Structural and spectroscopic studies of carbon dioxide clusters: a combined genetic algorithm and DFT based study

Abstract

In this manuscript we use a two-tier approach of combining stochastic search strategies and DFT calculations to arrive at extremely good quality structures for neutral (CO2) n clusters with n = 2–13. The idea of using stochastic search strategy initially is to find out extreme quickly, that is with low computational cost, more than one reasonably good structures by exploring an empirical potential energy surface for CO2 clusters. These pre-optimized structures [using genetic algorithm (GA) as stochastic optimizer] if used as inputs for subsequent DFT calculations using dispersion-corrected ωB97XD and meta hybrid M06-2X functionals give global minimum structures for these systems.

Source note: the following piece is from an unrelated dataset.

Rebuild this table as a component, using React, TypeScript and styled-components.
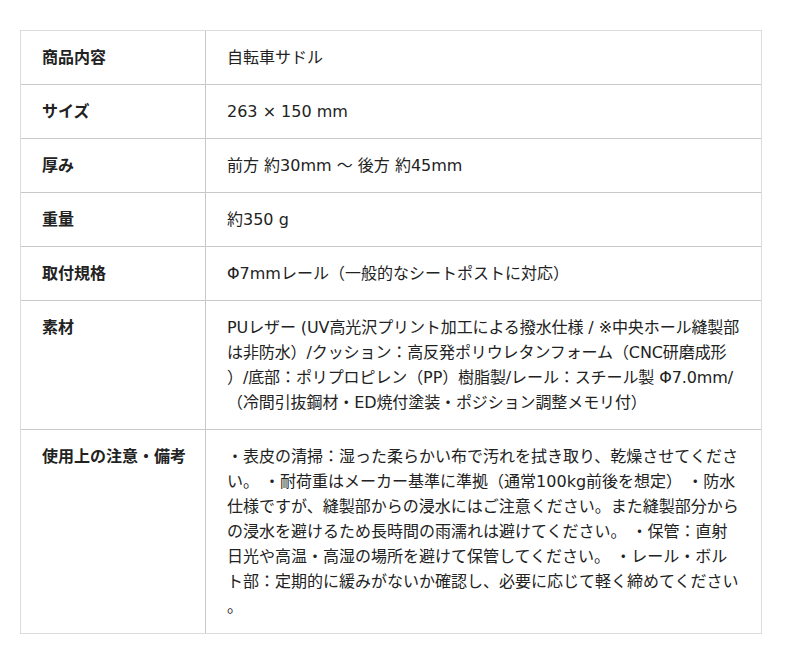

This two-step strategy in our opinion is a more potent route to obtain the global minimum structures with certainty rather than a dedicated quantum chemical calculation carried from the outset. We further analyse in detail the structural, vibrational spectra and interaction energies of the clusters studied. We compare our results with experimental and theoretical results available in literature. The correspondence with experimental results is nearly 99 %, that is the results show marginal deviation from reported experimental vibrational frequencies and hence we conclude that GA in conjunction with dispersion-corrected DFT is a viable method for the study of clusters where the interaction is non-covalent in nature. Since B2PLYP-D is also an efficient functional in the study of these systems, we also report interaction energies of the cluster systems examined using this functional.